Increased awareness about gender-based violence is due in large part to the courageous work of survivors and family members of victims. But as important, even in the face of funding reductions, are the services of Women’s Crisis Services of Waterloo Region, the Sexual Assault Support Centre of Waterloo Region, the SHORE Centre and the YWCAs in Cambridge and Kitchener Waterloo. These organizations are providing essential services like crisis housing, counselling, court support, outreach and prevention services for girls and young women. In addition, we know that if we are ever going to end gender-based violence, men and boys need to be part of that conversation. We are very fortunate that the Male Allies program (out of SASC) and joint work between Male Allies and YWCA Cambridge are addressing healthy masculinity in community spaces and in schools.

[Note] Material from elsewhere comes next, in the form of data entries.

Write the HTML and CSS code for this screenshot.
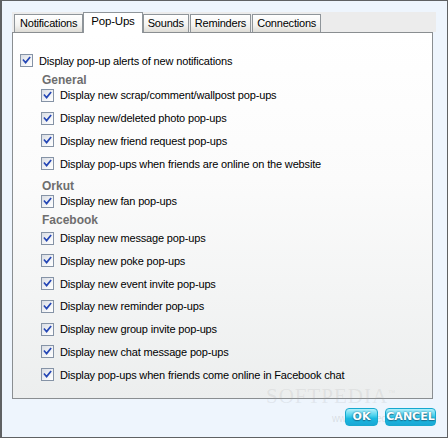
FILE: index.html
```html
<!DOCTYPE html>
<html lang="en">
<head>
  <meta charset="UTF-8">
  <title>Settings - Pop-Ups</title>
  <link rel="stylesheet" href="styles.css">
</head>
<body>

  <div class="window">
    <div class="tabs-wrap">
      <div class="tabstrip">
        <div class="tab">Notifications</div>
        <div class="tab active">Pop-Ups</div>
        <div class="tab">Sounds</div>
        <div class="tab">Reminders</div>
        <div class="tab">Connections</div>
      </div>

      <div class="panel">
        <label class="item main"><span class="cb"><svg width="9" height="9" viewBox="0 0 9 9"><path d="M1.5 4.2 L3.6 6.6 L7.6 1.6"/></svg></span>Display pop-up alerts of new notifications</label>

        <div class="group">General</div>
        <label class="item"><span class="cb"><svg width="9" height="9" viewBox="0 0 9 9"><path d="M1.5 4.2 L3.6 6.6 L7.6 1.6"/></svg></span>Display new scrap/comment/wallpost pop-ups</label>
        <label class="item"><span class="cb"><svg width="9" height="9" viewBox="0 0 9 9"><path d="M1.5 4.2 L3.6 6.6 L7.6 1.6"/></svg></span>Display new/deleted photo pop-ups</label>
        <label class="item"><span class="cb"><svg width="9" height="9" viewBox="0 0 9 9"><path d="M1.5 4.2 L3.6 6.6 L7.6 1.6"/></svg></span>Display new friend request pop-ups</label>
        <label class="item"><span class="cb"><svg width="9" height="9" viewBox="0 0 9 9"><path d="M1.5 4.2 L3.6 6.6 L7.6 1.6"/></svg></span>Display pop-ups when friends are online on the website</label>

        <div class="group orkut">Orkut</div>
        <label class="item"><span class="cb"><svg width="9" height="9" viewBox="0 0 9 9"><path d="M1.5 4.2 L3.6 6.6 L7.6 1.6"/></svg></span>Display new fan pop-ups</label>

        <div class="group facebook">Facebook</div>
        <label class="item"><span class="cb"><svg width="9" height="9" viewBox="0 0 9 9"><path d="M1.5 4.2 L3.6 6.6 L7.6 1.6"/></svg></span>Display new message pop-ups</label>
        <label class="item"><span class="cb"><svg width="9" height="9" viewBox="0 0 9 9"><path d="M1.5 4.2 L3.6 6.6 L7.6 1.6"/></svg></span>Display new poke pop-ups</label>
        <label class="item"><span class="cb"><svg width="9" height="9" viewBox="0 0 9 9"><path d="M1.5 4.2 L3.6 6.6 L7.6 1.6"/></svg></span>Display new event invite pop-ups</label>
        <label class="item"><span class="cb"><svg width="9" height="9" viewBox="0 0 9 9"><path d="M1.5 4.2 L3.6 6.6 L7.6 1.6"/></svg></span>Display new reminder pop-ups</label>
        <label class="item"><span class="cb"><svg width="9" height="9" viewBox="0 0 9 9"><path d="M1.5 4.2 L3.6 6.6 L7.6 1.6"/></svg></span>Display new group invite pop-ups</label>
        <label class="item"><span class="cb"><svg width="9" height="9" viewBox="0 0 9 9"><path d="M1.5 4.2 L3.6 6.6 L7.6 1.6"/></svg></span>Display new chat message pop-ups</label>
        <label class="item"><span class="cb"><svg width="9" height="9" viewBox="0 0 9 9"><path d="M1.5 4.2 L3.6 6.6 L7.6 1.6"/></svg></span>Display pop-ups when friends come online in Facebook chat</label>
      </div>
    </div>

    <div class="buttons">
      <button class="btn ok">OK</button>
      <button class="btn cancel">CANCEL</button>
    </div>

    <div class="watermark">SOFTPEDIA<sup>™</sup></div>
    <div class="watermark-url">www.softpedia.com</div>
  </div>

</body>
</html>
```

FILE: styles.css
```css
html, body {
  margin: 0;
  padding: 0;
}
body {
  font-family: 'Liberation Sans', Arial, sans-serif;
  font-size: 11px;
  letter-spacing: -0.16px;
  color: #000;
  background: #eef5fd;
}
.window {
  position: relative;
  width: 448px;
  height: 438px;
  box-sizing: border-box;
  border: 1px solid #5f6163;
  border-left-width: 2px;
  background: #eef5fd;
  padding: 11px 0 0 10px;
}
.tabs-wrap {
  width: 424px;
}
.tabstrip {
  display: flex;
  align-items: flex-end;
  height: 20px;
  background: #ececec;
  padding-left: 2px;
  gap: 1px;
}
.tab {
  position: relative;
  height: 17px;
  line-height: 16px;
  padding: 0 4px;
  border: 1px solid #8f959a;
  border-bottom: none;
  background: linear-gradient(#ffffff, #f3f3f1 60%, #dedcd6);
  text-align: center;
  white-space: nowrap;
  letter-spacing: -0.2px;
  color: #000;
}
.tab:first-child {
  padding: 0 5px;
}
.tab.active {
  height: 20px;
  line-height: 16px;
  margin: 0 -1px 0 -1px;
  padding: 0 7px;
  background: #fff;
  top: 1px;
  z-index: 2;
  font-size: 11.5px;
}
.panel {
  width: 421px;
  height: 367px;
  box-sizing: border-box;
  border: 1px solid #8a8e91;
  background: linear-gradient(#ffffff 0%, #fbfbfb 40%, #eceeee 100%);
  padding: 19px 0 0 7px;
  display: flex;
  flex-direction: column;
}
.item {
  display: flex;
  align-items: center;
  height: 17px;
  margin-top: 5.75px;
  padding-left: 21px;
  white-space: nowrap;
}
.item.main {
  margin-top: 0;
  padding-left: 0;
}
.cb {
  box-sizing: border-box;
  width: 13px;
  height: 13px;
  margin-right: 6px;
  border: 1px solid #8593a6;
  background: linear-gradient(135deg, #d9dde4, #f6f7f9 70%, #ffffff);
  display: flex;
  align-items: center;
  justify-content: center;
}
.cb svg path {
  fill: none;
  stroke: #2446b5;
  stroke-width: 1.7;
  stroke-linecap: square;
}
.group {
  font-weight: bold;
  font-size: 12px;
  letter-spacing: 0;
  color: #6e6e6e;
  line-height: 14px;
  height: 14px;
  margin: 4px 0 -6px 22px;
}
.group.orkut {
  margin-top: 7px;
}
.group.facebook {
  margin-top: 3px;
  margin-bottom: -3px;
}
.buttons {
  display: flex;
  justify-content: flex-end;
  gap: 7px;
  margin-top: 9px;
  padding-right: 11px;
}
.btn {
  height: 18px;
  padding: 0;
  border: 1px solid #17a9cf;
  border-radius: 4px;
  background: linear-gradient(#b4f0fb 0%, #4ed3ee 40%, #19b9e0 60%, #1aa7d6 100%);
  color: #fff;
  font-family: 'DejaVu Sans', sans-serif;
  font-weight: bold;
  font-size: 11px;
  letter-spacing: 0;
  line-height: 16px;
  text-shadow: 0 0 2px #1b6f8f, 0 1px 1px #1b6f8f;
  position: relative;
  z-index: 2;
}
.ok {
  width: 33px;
}
.cancel {
  width: 51px;
}
.watermark {
  position: absolute;
  left: 264px;
  top: 383px;
  font-family: 'Liberation Serif', serif;
  font-size: 21px;
  line-height: 18px;
  letter-spacing: 1px;
  color: rgba(160, 160, 160, 0.18);
  pointer-events: none;
}
.watermark sup {
  font-size: 7px;
}
.watermark-url {
  position: absolute;
  left: 330px;
  top: 412px;
  font-size: 10px;
  color: rgba(150, 150, 150, 0.25);
  z-index: 1;
}
```
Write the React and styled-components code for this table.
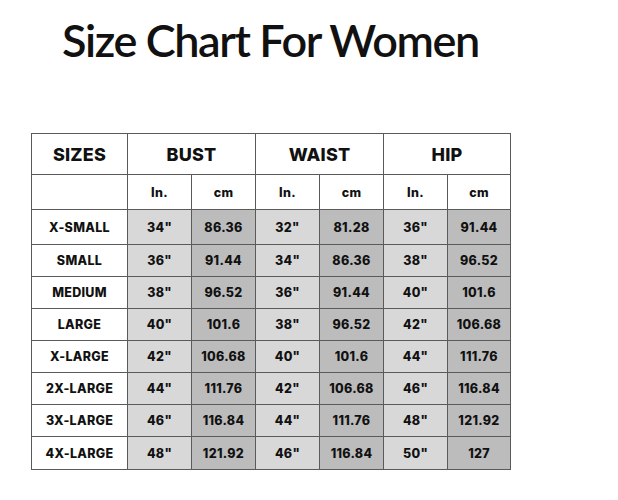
import React from 'react'
import styled, { createGlobalStyle } from 'styled-components'

const GlobalStyle = createGlobalStyle`
  html, body {
    margin: 0;
    padding: 0;
    background: #fff;
  }
`

const rows = [
  ['X-SMALL', '34"', '86.36', '32"', '81.28', '36"', '91.44'],
  ['SMALL', '36"', '91.44', '34"', '86.36', '38"', '96.52'],
  ['MEDIUM', '38"', '96.52', '36"', '91.44', '40"', '101.6'],
  ['LARGE', '40"', '101.6', '38"', '96.52', '42"', '106.68'],
  ['X-LARGE', '42"', '106.68', '40"', '101.6', '44"', '111.76'],
  ['2X-LARGE', '44"', '111.76', '42"', '106.68', '46"', '116.84'],
  ['3X-LARGE', '46"', '116.84', '44"', '111.76', '48"', '121.92'],
  ['4X-LARGE', '48"', '121.92', '46"', '116.84', '50"', '127'],
]

const Page = styled.div`
  width: 618px;
  height: 500px;
  padding: 12px 0 0 31px;
  box-sizing: border-box;
`

const Title = styled.h1`
  margin: 0 0 0 31px;
  font-family: 'Lato', 'Liberation Sans', sans-serif;
  font-weight: 600;
  font-size: 45px;
  line-height: 56px;
  letter-spacing: -1.4px;
  color: #111;
`

const Table = styled.table`
  margin-top: 65px;
  border-collapse: collapse;
  table-layout: fixed;
  font-family: 'Inter', 'Liberation Sans', sans-serif;
  color: #111;
`

const Cell = styled.td`
  border: 1px solid #5a5a5a;
  text-align: center;
  vertical-align: middle;
  padding: 0;
  font-weight: 800;
  font-size: ${p => (p.$head ? '18px' : '12.5px')};
  letter-spacing: ${p => (p.$head ? '0.2px' : '0.3px')};
  background: ${p => (p.$tone === 'light' ? '#d8d8d8' : p.$tone === 'dark' ? '#bcbcbc' : '#fff')};
`

const Row = styled.tr`
  height: ${p => p.$h}px;
`

const widths = [96, 64, 64, 64, 64, 64, 63]
const heights = [35, 32, 32, 32, 32, 32, 32, 33]

export default function App() {
  return (
    <Page>
      <GlobalStyle />
      <Title>Size Chart For Women</Title>
      <Table>
        <colgroup>
          {widths.map((w, i) => <col key={i} style={{ width: w }} />)}
        </colgroup>
        <tbody>
          <Row $h={41}>
            <Cell $head>SIZES</Cell>
            <Cell $head colSpan={2}>BUST</Cell>
            <Cell $head colSpan={2}>WAIST</Cell>
            <Cell $head colSpan={2}>HIP</Cell>
          </Row>
          <Row $h={35}>
            <Cell />
            {['In.', 'cm', 'In.', 'cm', 'In.', 'cm'].map((t, i) => <Cell key={i}>{t}</Cell>)}
          </Row>
          {rows.map((r, ri) => (
            <Row key={r[0]} $h={heights[ri]}>
              {r.map((v, i) => (
                <Cell key={i} $tone={i === 0 ? undefined : i % 2 ? 'light' : 'dark'}>{v}</Cell>
              ))}
            </Row>
          ))}
        </tbody>
      </Table>
    </Page>
  )
}
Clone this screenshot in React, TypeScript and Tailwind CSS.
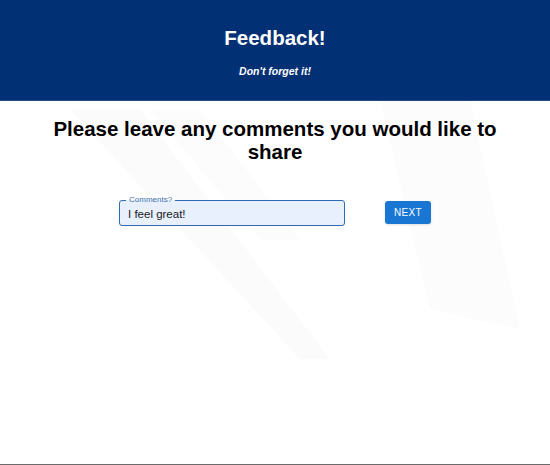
import { useState } from "react";

export default function App() {
  const [comment, setComment] = useState("I feel great!");

  return (
    <div
      className="relative flex h-[465px] flex-col overflow-hidden border-b border-[#6b6b6b] bg-white"
      style={{ fontFamily: '"Liberation Sans", Arial, sans-serif' }}
    >
      {/* faint backdrop stripes */}
      <svg
        className="pointer-events-none absolute inset-0 h-full w-full"
        viewBox="0 0 550 465"
        preserveAspectRatio="none"
      >
        <polygon points="70,110 140,110 330,360 300,360" fill="#fbfbfb" />
        <polygon points="150,110 200,110 300,240 260,240" fill="#fcfcfc" />
        <polygon points="380,100 470,100 520,330 430,310" fill="#fcfcfc" />
      </svg>

      {/* Header */}
      <header className="relative flex h-[101px] flex-col items-center border-b border-[#1c4a85] bg-[#023075] pt-[24px]">
        <h1 className="text-[20.5px] font-bold leading-[28px] text-white">Feedback!</h1>
        <p className="mt-[12px] text-[10.5px] font-bold italic leading-[14px] text-white">
          Don&apos;t forget it!
        </p>
      </header>

      {/* Body */}
      <main className="relative flex flex-col items-center">
        <h2 className="mt-[16px] w-[460px] text-center text-[20.5px] font-bold leading-[23px] text-black">
          Please leave any comments you would like to share
        </h2>

        <div className="mt-[37px] flex items-start gap-[40px]">
          <label className="relative block h-[26px] w-[226px] rounded-[3px] border border-[#2e6bb3] bg-[#e8f0fe]">
            <span className="absolute -top-[6px] left-[6px] bg-[linear-gradient(to_bottom,white_50%,#e8f0fe_50%)] px-[3px] text-[8px] leading-[10px] text-[#3b6fb0]">
              Comments?
            </span>
            <input
              value={comment}
              onChange={(e) => setComment(e.target.value)}
              className="h-full w-full bg-transparent px-[8px] pt-[1px] text-[11.5px] text-[#1a1a1a] outline-none"
            />
          </label>
          <button className="mt-[1px] h-[23px] w-[46px] rounded-[3px] bg-[#1976d2] text-[10px] font-medium tracking-[0.3px] text-white shadow-sm">
            NEXT
          </button>
        </div>
      </main>
    </div>
  );
}
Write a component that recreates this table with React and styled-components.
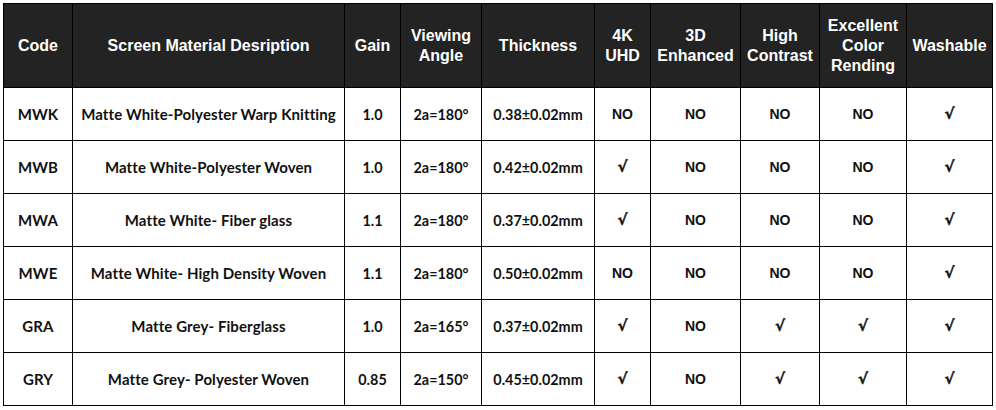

We know that prevention work must be community-specific, adequately funded and based on a gendered feminist intersectional analysis of violence. The focus has to be on educating children, youth and adults on human rights and violence against women and girls through promoting and understanding of healthy relationships, consent and rape culture, breaking down sexual assault myths, encouraging bystander interventions, offering programs to foster self-esteem and working with men and boys to change attitudes and behaviours.
When perpetrators of sexual violence on university campuses go unpunished, when celebrities who’ve committed abuse against women and girls continue to be glorified, or when victims are blamed for the violence they have endured, it is a sign of a systemic issue in society.
Today, we remember the victims of the December 6 massacre in Montreal but I ask you to take action. We all have a responsibility to end gender-based violence, in our homes, our workplaces, in schools and in the community. Literally, the lives of women and girls depend on it.